Spurious Copper: The accuracy for ‘Spurious Copper’ is 0.87, but there is considerable misclassification with the background (0.36), indicating that the model sometimes confuses this defect with non-defect areas.
Precision-Recall Curve Analysis
The Precision-Recall (PR) curve further provides insights into the model’s ability to handle the imbalance between the positive class (defects) and the negative class (background or no defect).
Overall Performance: The mean Average Precision (mAP@0.5) for all classes is 0.896, which is a strong indicator of the model’s overall performance.
Class-Specific Performance:
Missing Hole: Exhibits near-perfect precision and recall (0.995), affirming its ease of detection by the model.
Mouse Bite: Has a lower precision (0.836), which suggests that while the model is generally accurate, there are a few instances where the model incorrectly predicts this class.

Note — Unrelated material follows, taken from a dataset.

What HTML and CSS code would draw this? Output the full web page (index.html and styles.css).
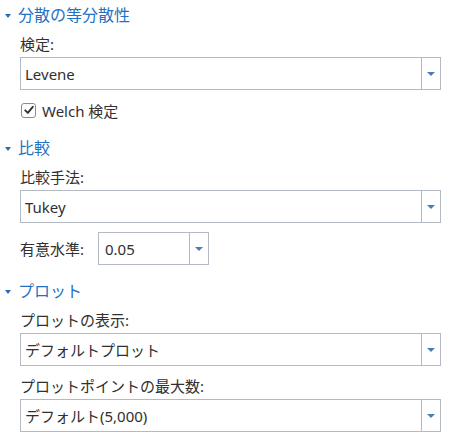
FILE: index.html
```html
<!DOCTYPE html>
<html lang="ja">
<head>
<meta charset="utf-8">
<link rel="stylesheet" href="styles.css">
</head>
<body>
<div class="panel">
  <section class="sec">
    <div class="sec-head"><span class="tri"></span><span>分散の等分散性</span></div>
    <div class="sec-body">
      <div class="label">検定:</div>
      <div class="select"><span class="val">Levene</span><span class="btn"><span class="arrow"></span></span></div>
      <label class="check">
        <span class="box"><svg width="12" height="12" viewBox="0 0 12 12"><path d="M2.2 6.3 L4.8 8.8 L9.8 2.8" fill="none" stroke="#2b2b2b" stroke-width="1.8" stroke-linecap="round" stroke-linejoin="round"/></svg></span>
        <span>Welch 検定</span>
      </label>
    </div>
  </section>
  <section class="sec sec2">
    <div class="sec-head"><span class="tri"></span><span>比較</span></div>
    <div class="sec-body">
      <div class="label">比較手法:</div>
      <div class="select"><span class="val">Tukey</span><span class="btn"><span class="arrow"></span></span></div>
      <div class="inline-row">
        <span class="label-inline">有意水準:</span>
        <div class="select small"><span class="val">0.05</span><span class="btn"><span class="arrow"></span></span></div>
      </div>
    </div>
  </section>
  <section class="sec sec3">
    <div class="sec-head"><span class="tri"></span><span>プロット</span></div>
    <div class="sec-body">
      <div class="label">プロットの表示:</div>
      <div class="select"><span class="val">デフォルトプロット</span><span class="btn"><span class="arrow"></span></span></div>
      <div class="label gap">プロットポイントの最大数:</div>
      <div class="select"><span class="val">デフォルト(5,000)</span><span class="btn"><span class="arrow"></span></span></div>
    </div>
  </section>
</div>
</body>
</html>
```
FILE: styles.css
```css
* { box-sizing: border-box; }
html, body { margin: 0; padding: 0; background: #fff; }
body {
  font-family: "Noto Sans", "Noto Sans CJK JP", sans-serif;
  font-size: 15px;
  color: #303030;
}
.panel { padding: 5px 14px 0 0; width: 455px; }
.sec-head {
  display: flex;
  align-items: center;
  height: 20px;
  line-height: 20px;
  color: #2272c3;
  font-size: 16px;
  padding-left: 5px;
}
.tri {
  width: 0; height: 0;
  border-left: 3.5px solid transparent;
  border-right: 3.5px solid transparent;
  border-top: 4px solid #2a6fb5;
  margin-right: 7px;
  margin-top: 1px;
}
.sec2 { margin-top: 18px; }
.sec3 { margin-top: 16px; }
.sec-body { padding-left: 20px; }
.label {
  line-height: 20px;
  margin-top: 9px;
  margin-bottom: 3px;
}
.label.gap { margin-top: 10px; }
.select {
  display: flex;
  height: 33px;
  border: 1px solid #b4bac4;
  background: #fff;
  width: 421px;
}
.select .val {
  flex: 1;
  display: flex;
  align-items: center;
  padding-left: 4px;
  white-space: nowrap;
}
.select .btn {
  width: 19px;
  border-left: 1px solid #b4bac4;
  display: flex;
  align-items: center;
  justify-content: center;
}
.arrow {
  width: 0; height: 0;
  border-left: 4px solid transparent;
  border-right: 4px solid transparent;
  border-top: 4px solid #4a7db4;
}
.check {
  display: flex;
  align-items: center;
  height: 20px;
  margin-top: 10px;
}
.box {
  width: 15px; height: 15px;
  border: 1px solid #8c8c8c;
  border-radius: 3px;
  display: flex;
  align-items: center;
  justify-content: center;
  margin-left: 1px;
  margin-right: 6px;
}
.inline-row {
  display: flex;
  align-items: center;
  margin-top: 9px;
}
.label-inline { width: 78px; }
.select.small { width: 111px; height: 33px; }
.select.small .val { padding-left: 6px; }
```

Open Circuit: The precision is 0.886, showing that the model is fairly good at detecting this class but still misclassifies some defects.
Short Circuit: With a precision of 0.934, this class is well-detected, aligning with the confusion matrix results.
Spur: This class has the lowest precision at 0.819, reflecting the confusion noted in the confusion matrix. This might require further model refinement or more data.
Spurious Copper: With a precision of 0.909, the model performs well on this class, but there is still some misclassification that lowers the score.
8. Conclusion
The confusion matrix and precision-recall curve together paint a detailed picture of the model’s strengths and weaknesses in detecting PCB defects. The model excels in detecting ‘Missing Hole’ and ‘Short Circuit’ defects but shows some confusion between similar defect types like ‘Spur’ and ‘Spurious Copper’.
Improving the model might involve increasing the number of epochs, augmenting the dataset, or fine-tuning the model parameters to better distinguish between the more similar defect types. Despite some areas for improvement, the overall performance of the model is strong, making it a valuable tool for automated PCB defect detection.